The Home Office agrees with the Law Commission’s assessment that there should be increased maximum sentences for breaching the Official Secrets Act. It argues that advancements in technology mean that unauthorised disclosures are capable of causing more serious damage than previously. The Home Office proceeds to state that:
“Although there are differences in the mechanics of and motivations behind espionage and unauthorised disclosure offences, there are cases where an unauthorised disclosure may be as or more serious, in terms of intent and/or damage.”
Whilst it is reasonable that a thorough review of the law should consider sentencing, the Home Office appears to use the damaging impact of disclosures as a justification for increasing sentences. In the same exercise, it is also proposing to remove the ability of the courts to assess the damage.
The Law Commission had recommended that consideration should be given to whether a distinction should be made in sentencing between the disclosure offences in sections 1-4 and sections 5 and 6, the latter two applying to everyone. The Home Office said that they did not: “consider that there is necessarily a distinction in severity between espionage and the most serious unauthorised disclosures, in the same way that there was in 1989.” This is most concerning, as section 5 of the Act can be used to prosecute journalists and other persons who disclose information provided to them by a Crown servant. Whilst the Home Office could have been clearer in its response to the Law Commission’s proposals, without further clarification and close scrutiny, this could have a very significant chilling effect on journalistic expression.

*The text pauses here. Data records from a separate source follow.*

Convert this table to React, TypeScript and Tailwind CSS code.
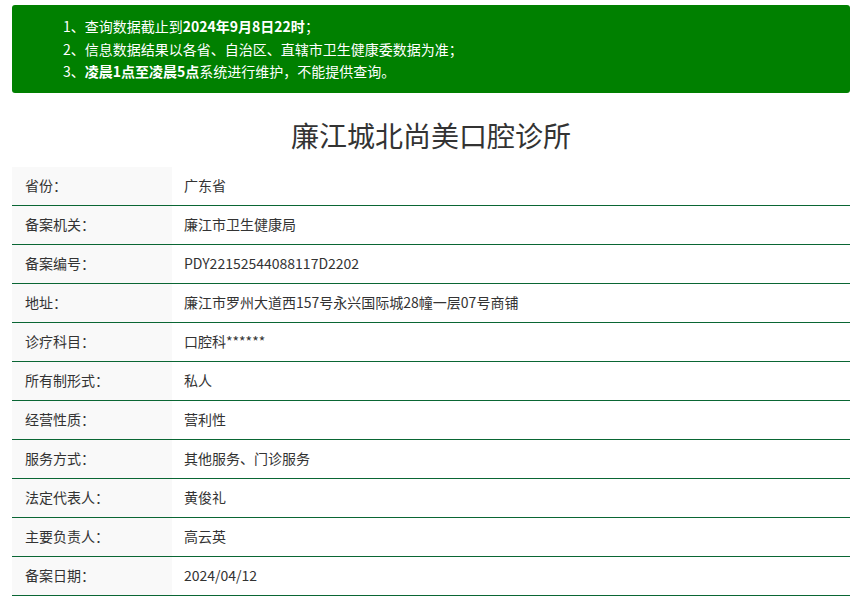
const rows: [string, string][] = [
  ['省份：', '广东省'],
  ['备案机关：', '廉江市卫生健康局'],
  ['备案编号：', 'PDY22152544088117D2202'],
  ['地址：', '廉江市罗州大道西157号永兴国际城28幢一层07号商铺'],
  ['诊疗科目：', '口腔科******'],
  ['所有制形式：', '私人'],
  ['经营性质：', '营利性'],
  ['服务方式：', '其他服务、门诊服务'],
  ['法定代表人：', '黄俊礼'],
  ['主要负责人：', '高云英'],
  ['备案日期：', '2024/04/12'],
];

const App = () => {
  return (
    <div
      className="w-[866px] min-h-[609px] bg-white pl-3 pr-4 pt-[5px] text-[#333]"
      style={{ fontFamily: '"Noto Sans CJK SC", "Open Sans", sans-serif' }}
    >
      <div className="bg-[#008000] rounded-[3px] pl-[51px] pt-[10px] pb-[10px] text-white text-[14px] leading-[22.5px]">
        <p>
          1、查询数据截止到<b>2024年9月8日22时</b>；
        </p>
        <p>2、信息数据结果以各省、自治区、直辖市卫生健康委数据为准；</p>
        <p>
          3、<b>凌晨1点至凌晨5点</b>系统进行维护，不能提供查询。
        </p>
      </div>

      <h1 className="text-center text-[28px] leading-[34px] mt-[25px] mb-[15px] font-normal">
        廉江城北尚美口腔诊所
      </h1>

      <div className="flex flex-col">
        {rows.map(([label, value]) => (
          <div key={label} className="flex border-b border-[#0a6634] h-[39px] text-[14px]">
            <div className="w-[160px] bg-[#f9f9f9] pl-[13px] flex items-center">{label}</div>
            <div className="flex-1 pl-[12px] flex items-center">{value}</div>
          </div>
        ))}
      </div>
    </div>
  );
};

export default App;
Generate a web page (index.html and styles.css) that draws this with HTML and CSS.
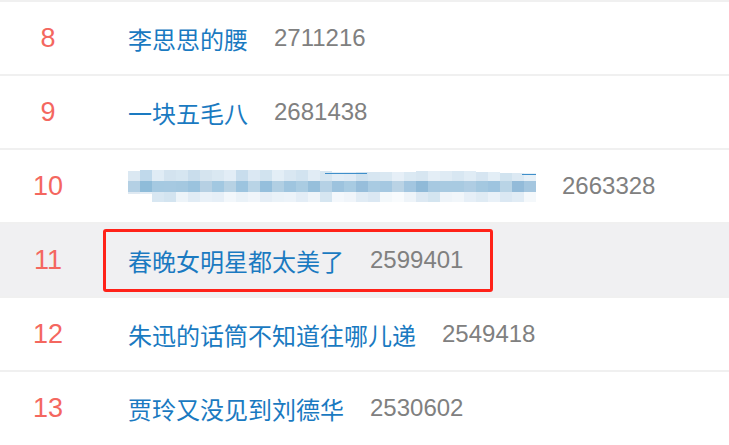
FILE: index.html
```html
<!DOCTYPE html>
<html lang="zh-CN">
<head>
    <meta charset="UTF-8">
    <meta name="viewport" content="width=device-width, initial-scale=1.0">
    <title>热搜榜</title>
    <link rel="stylesheet" href="styles.css">
</head>
<body>

    <ul class="hot-list">
        <li class="hot-item">
            <span class="rank">8</span>
            <a class="entry" href="#">
                <span class="title">李思思的腰</span>
                <span class="count">2711216</span>
            </a>
        </li>
        <li class="hot-item">
            <span class="rank">9</span>
            <a class="entry" href="#">
                <span class="title">一块五毛八</span>
                <span class="count">2681438</span>
            </a>
        </li>
        <li class="hot-item">
            <span class="rank">10</span>
            <a class="entry" href="#">
                <!-- title is pixelated in the source image -->
                <svg class="mosaic" width="408" height="33" viewBox="0 0 408 33" shape-rendering="crispEdges">
                    <g>
                        <rect x="0" y="1" width="12" height="10" fill="#dbe8f2"/><rect x="12" y="0" width="12" height="11" fill="#c0d9eb"/>
                        <rect x="24" y="0" width="12" height="11" fill="#e0ecf5"/><rect x="36" y="0" width="12" height="11" fill="#d3e3ef"/>
                        <rect x="48" y="0" width="12" height="11" fill="#d6e6f1"/><rect x="60" y="0" width="12" height="11" fill="#c9ddec"/>
                        <rect x="72" y="0" width="12" height="11" fill="#d5e4ef"/><rect x="84" y="0" width="12" height="11" fill="#dae8f2"/>
                        <rect x="96" y="0" width="12" height="11" fill="#e2edf6"/><rect x="108" y="0" width="12" height="11" fill="#c8dded"/>
                        <rect x="120" y="0" width="12" height="11" fill="#dbe8f3"/><rect x="132" y="0" width="12" height="11" fill="#d1e3ef"/>
                        <rect x="144" y="0" width="12" height="11" fill="#e3eef6"/><rect x="156" y="0" width="12" height="11" fill="#d9e7f2"/>
                        <rect x="168" y="0" width="12" height="11" fill="#d2e3f0"/><rect x="180" y="0" width="12" height="11" fill="#e1ecf5"/>
                        <rect x="192" y="1" width="12" height="10" fill="#d6e6f1"/><rect x="204" y="2" width="12" height="9" fill="#e2edf6"/>
                        <rect x="216" y="2" width="12" height="9" fill="#e0ebf5"/><rect x="228" y="2" width="12" height="9" fill="#d0e2ef"/>
                        <rect x="240" y="2" width="12" height="9" fill="#d7e6f1"/><rect x="252" y="2" width="12" height="9" fill="#dae8f2"/>
                        <rect x="264" y="2" width="12" height="9" fill="#e6eff7"/><rect x="276" y="2" width="12" height="9" fill="#dbe9f3"/>
                        <rect x="288" y="1" width="12" height="10" fill="#d7e6f1"/><rect x="300" y="1" width="12" height="10" fill="#e4eef6"/>
                        <rect x="312" y="1" width="12" height="10" fill="#dfebf4"/><rect x="324" y="1" width="12" height="10" fill="#d8e7f2"/>
                        <rect x="336" y="1" width="12" height="10" fill="#e0ecf5"/><rect x="348" y="2" width="12" height="9" fill="#d6e5f1"/>
                        <rect x="360" y="2" width="12" height="9" fill="#e3eef6"/><rect x="372" y="3" width="12" height="8" fill="#d1e3ef"/>
                        <rect x="384" y="3" width="12" height="8" fill="#dce9f3"/><rect x="396" y="3" width="12" height="8" fill="#e7f0f7"/>
                    </g>
                    <g>
                        <rect x="0" y="11" width="12" height="11" fill="#b4d0e4"/><rect x="12" y="11" width="12" height="11" fill="#8fbcd9"/>
                        <rect x="24" y="11" width="12" height="11" fill="#a5c9e1"/><rect x="36" y="11" width="12" height="11" fill="#a6c9e1"/>
                        <rect x="48" y="11" width="12" height="11" fill="#a4c8e0"/><rect x="60" y="11" width="12" height="11" fill="#9bc3de"/>
                        <rect x="72" y="11" width="12" height="11" fill="#b6d0e3"/><rect x="84" y="11" width="12" height="11" fill="#a2c8e1"/>
                        <rect x="96" y="11" width="12" height="11" fill="#b7d2e4"/><rect x="108" y="11" width="12" height="11" fill="#9cc4df"/>
                        <rect x="120" y="11" width="12" height="11" fill="#b9d4e6"/><rect x="132" y="11" width="12" height="11" fill="#95bfdc"/>
                        <rect x="144" y="11" width="12" height="11" fill="#b1cfe3"/><rect x="156" y="11" width="12" height="11" fill="#9fc5df"/>
                        <rect x="168" y="11" width="12" height="11" fill="#aacce2"/><rect x="180" y="11" width="12" height="11" fill="#96bfdb"/>
                        <rect x="192" y="11" width="12" height="11" fill="#b5d1e5"/><rect x="204" y="11" width="12" height="11" fill="#9dc3de"/>
                        <rect x="216" y="11" width="12" height="11" fill="#a8cbe2"/><rect x="228" y="11" width="12" height="11" fill="#97bedb"/>
                        <rect x="240" y="11" width="12" height="11" fill="#a9cbe2"/><rect x="252" y="11" width="12" height="11" fill="#a5c8e1"/>
                        <rect x="264" y="11" width="12" height="11" fill="#bad3e5"/><rect x="276" y="11" width="12" height="11" fill="#a3c6e0"/>
                        <rect x="288" y="11" width="12" height="11" fill="#90bad8"/><rect x="300" y="11" width="12" height="11" fill="#a7c9e1"/>
                        <rect x="312" y="11" width="12" height="11" fill="#a8cae1"/><rect x="324" y="11" width="12" height="11" fill="#a8cae1"/>
                        <rect x="336" y="11" width="12" height="11" fill="#afcde3"/><rect x="348" y="11" width="12" height="11" fill="#a4c8e0"/>
                        <rect x="360" y="11" width="12" height="11" fill="#9ec4df"/><rect x="372" y="11" width="12" height="11" fill="#b9d4e6"/>
                        <rect x="384" y="11" width="12" height="11" fill="#93bbd9"/><rect x="396" y="11" width="12" height="11" fill="#a4c6df"/>
                    </g>
                    <g>
                        <rect x="0" y="22" width="12" height="2" fill="#dfe9f2"/><rect x="12" y="22" width="12" height="2" fill="#e4edf5"/>
                        <rect x="24" y="22" width="12" height="10" fill="#d8e7f2"/><rect x="36" y="22" width="12" height="10" fill="#d3e4f0"/>
                        <rect x="48" y="22" width="12" height="10" fill="#edf4f9"/><rect x="60" y="22" width="12" height="10" fill="#e1ecf5"/>
                        <rect x="72" y="22" width="12" height="10" fill="#e9f1f8"/><rect x="84" y="22" width="12" height="10" fill="#e6eff7"/>
                        <rect x="96" y="22" width="12" height="10" fill="#f2f7fb"/><rect x="108" y="22" width="12" height="10" fill="#eaf2f8"/>
                        <rect x="120" y="22" width="12" height="10" fill="#f0f5fa"/><rect x="132" y="22" width="12" height="10" fill="#e5eef6"/>
                        <rect x="144" y="22" width="12" height="10" fill="#eaf2f8"/><rect x="156" y="22" width="12" height="10" fill="#ecf3f9"/>
                        <rect x="168" y="22" width="12" height="10" fill="#e3edf6"/><rect x="180" y="22" width="12" height="10" fill="#eef4f9"/>
                        <rect x="192" y="22" width="12" height="10" fill="#d6e6f1"/><rect x="204" y="22" width="12" height="10" fill="#f4f8fc"/>
                        <rect x="216" y="22" width="12" height="10" fill="#f0f5fa"/><rect x="228" y="22" width="12" height="10" fill="#e1ecf5"/>
                        <rect x="240" y="22" width="12" height="10" fill="#dbe8f3"/><rect x="252" y="22" width="12" height="10" fill="#f3f8fb"/>
                        <rect x="264" y="22" width="12" height="10" fill="#f8fbfd"/><rect x="276" y="22" width="12" height="10" fill="#eef4f9"/>
                        <rect x="288" y="22" width="12" height="10" fill="#dde9f3"/><rect x="300" y="22" width="12" height="10" fill="#d4e5f0"/>
                        <rect x="312" y="22" width="12" height="10" fill="#eef4f9"/><rect x="324" y="22" width="12" height="10" fill="#f1f6fa"/>
                        <rect x="336" y="22" width="12" height="10" fill="#e6eff7"/><rect x="348" y="22" width="12" height="10" fill="#dfebf4"/>
                        <rect x="360" y="22" width="12" height="10" fill="#e9f1f8"/><rect x="372" y="22" width="12" height="10" fill="#dbe8f3"/>
                        <rect x="384" y="22" width="12" height="10" fill="#e1ecf5"/><rect x="396" y="22" width="12" height="10" fill="#f4f8fb"/>
                    </g>
                    <rect x="197" y="3" width="42" height="1" fill="#3f8fca"/>
                    <rect x="394" y="4" width="14" height="1" fill="#3f8fca"/>
                </svg>
                <span class="count">2663328</span>
            </a>
        </li>
        <li class="hot-item active">
            <span class="rank">11</span>
            <a class="entry marked" href="#">
                <span class="title">春晚女明星都太美了</span>
                <span class="count">2599401</span>
            </a>
        </li>
        <li class="hot-item">
            <span class="rank">12</span>
            <a class="entry" href="#">
                <span class="title">朱迅的话筒不知道往哪儿递</span>
                <span class="count">2549418</span>
            </a>
        </li>
        <li class="hot-item">
            <span class="rank">13</span>
            <a class="entry" href="#">
                <span class="title">贾玲又没见到刘德华</span>
                <span class="count">2530602</span>
            </a>
        </li>
    </ul>

</body>
</html>
```

FILE: styles.css
```css
body {
    margin: 0;
    background: #fff;
    font-family: "Liberation Sans", Arial, "Noto Sans CJK SC", sans-serif;
}

.hot-list {
    list-style: none;
    margin: 0;
    padding: 0;
}

.hot-item {
    display: flex;
    align-items: center;
    height: 72px;
    border-top: 2px solid #f0f0f0;
}

.hot-item.active {
    background: #f0f0f2;
}

.rank {
    width: 96px;
    text-align: center;
    font-size: 27px;
    color: #f4675f;
}

.entry {
    display: flex;
    align-items: center;
    height: 57px;
    margin-left: 7px;
    padding: 0 27px 0 22px;
    border: 3px solid transparent;
    border-radius: 3px;
    text-decoration: none;
}

.entry.marked {
    border-color: #ff2219;
}

.title {
    font-family: "Noto Sans CJK SC", sans-serif;
    font-size: 24px;
    color: #1a7ac1;
}

.mosaic {
    display: block;
}

.count {
    margin-left: 26px;
    font-size: 24px;
    color: #808080;
}
```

The Home Office consultation does not provide sufficient consideration to the protection of freedom of expression and, in particular, the vital ‘watchdog’ role of journalists to hold the Executive to account. These proposals are at an early stage and, just as with the Law Commission’s consultations, it is highly likely that many interested parties will be critical of the Home Office document. Reform of the United Kingdom’s official secrecy laws are long overdue but it is vitally important that they are compliant with article 10 ECHR.